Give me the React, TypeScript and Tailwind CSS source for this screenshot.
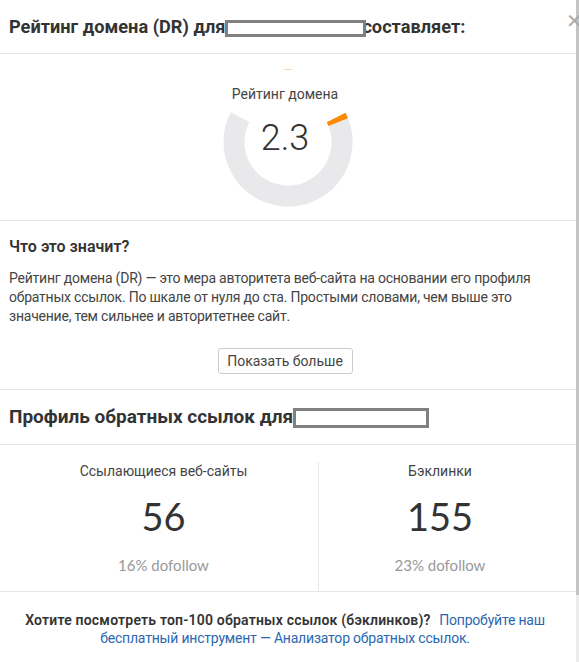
import React from "react";

const R = 54;
const C = 2 * Math.PI * R;
const ARC = (234 / 360) * C;
const VAL = ARC * 0.023;

function Gauge() {
  return (
    <svg width="140" height="140" viewBox="0 0 140 140">
      <g transform="rotate(-27 70 70)">
        <circle cx="70" cy="70" r={R} fill="none" stroke="#e9e9eb" strokeWidth="21" strokeDasharray={`${ARC} ${C}`} />
        <circle cx="70" cy="70" r={R} fill="none" stroke="#ff8a00" strokeWidth="21" strokeDasharray={`${VAL} ${C}`} />
      </g>
    </svg>
  );
}

function Redacted({ w, h }: { w: string; h: string }) {
  return <span className={`inline-block align-middle bg-white border-[3px] border-[#808080] ${w} ${h}`} />;
}

export default function App() {
  return (
    <div className="w-[579px] h-[662px] bg-white flex overflow-hidden relative" style={{ fontFamily: "Roboto, 'Noto Sans', sans-serif" }}>
      <div className="w-[576px] flex flex-col text-[#333]">
        <div className="h-[54px] border-b border-[#e6e6e6] flex items-center px-[9px]">
          <h1 className="text-[18.2px] font-bold text-[#333] whitespace-nowrap">
            Рейтинг домена (DR) для
            <span className="relative z-10 -mr-[4px]"><Redacted w="w-[141px]" h="h-[17px]" /></span>
            составляет:
          </h1>
        </div>

        <div className="h-[167px] border-b border-[#e6e6e6] relative flex flex-col items-center">
          <div className="w-[8px] h-[1px] bg-[#fcd3a6] mt-[15px]" />
          <div className="mt-[2px]">
            <Gauge />
          </div>
          <div className="absolute top-[31px] left-0 w-[570px] text-center text-[14px] text-[#444] leading-[18px]">Рейтинг домена</div>
          <div className="absolute top-[62px] left-0 w-[570px] text-center text-[36px] font-light text-[#333] leading-[44px]">2.3</div>
        </div>

        <div className="h-[169px] border-b border-[#e6e6e6] px-[9px] pt-[16px] flex flex-col">
          <h2 className="text-[16px] font-semibold leading-[20px] text-[#333]">Что это значит?</h2>
          <p className="mt-[12px] text-[14px] leading-[19px] text-[#444] tracking-[-0.22px]">
            Рейтинг домена (DR) — это мера авторитета веб-сайта на основании его профиля обратных ссылок. По шкале от нуля до ста. Простыми словами, чем выше это значение, тем сильнее и авторитетнее сайт.
          </p>
          <div className="flex justify-center mt-[22px] pr-[6px]">
            <button className="w-[135px] h-[26px] border border-[#ccc] rounded-[3px] text-[14px] text-[#444] bg-white">Показать больше</button>
          </div>
        </div>

        <div className="h-[55px] border-b border-[#e6e6e6] flex items-center px-[9px]">
          <h2 className="text-[19px] font-bold text-[#333] whitespace-nowrap">
            Профиль обратных ссылок для
            <Redacted w="w-[136px]" h="h-[20px]" />
          </h2>
        </div>

        <div className="h-[147px] border-b border-[#e6e6e6] px-[9px] pt-[17px]">
          <div className="grid grid-cols-[310px_1fr] w-[552px]">
            <div className="flex flex-col items-center border-r border-[#e6e6e6] pb-[16px]">
              <div className="text-[14px] leading-[18px] text-[#444]">Ссылающиеся веб-сайты</div>
              <div className="mt-[14px] text-[38px] leading-[44px] text-[#333]" style={{ fontFamily: "Lato, sans-serif" }}>56</div>
              <div className="mt-[17px] text-[15px] leading-[20px] text-[#999]" style={{ fontFamily: "Lato, sans-serif" }}>16% dofollow</div>
            </div>
            <div className="flex flex-col items-center">
              <div className="text-[14px] leading-[18px] text-[#444]">Бэклинки</div>
              <div className="mt-[14px] text-[38px] leading-[44px] text-[#333]" style={{ fontFamily: "Lato, sans-serif" }}>155</div>
              <div className="mt-[17px] text-[15px] leading-[20px] text-[#999]" style={{ fontFamily: "Lato, sans-serif" }}>23% dofollow</div>
            </div>
          </div>
        </div>

        <div className="pt-[19px] w-[570px] text-center text-[14px] leading-[18px] px-[20px]">
          <span className="font-semibold text-[#333] tracking-[0.2px] mr-[5px]">Хотите посмотреть топ-100 обратных ссылок (бэклинков)?</span>{" "}
          <a className="text-[#2b67b0] tracking-[-0.2px]">Попробуйте наш бесплатный инструмент — Анализатор обратных ссылок.</a>
        </div>
      </div>

      <div className="w-[3px] flex flex-col">
        <div className="h-[595px] bg-[#c4c4c4]" />
        <div className="flex-1 bg-[#ececec]" />
      </div>

      <div className="absolute top-[11px] left-[566px] text-[#aaa] text-[20px] leading-[20px]">✕</div>
    </div>
  );
}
_ _ _ _
Locate all lines that include the word "React" and copy them out.

◆ **Answer to this exercise**
Give me the React, TypeScript and Tailwind CSS source for this screenshot.
import React from "react";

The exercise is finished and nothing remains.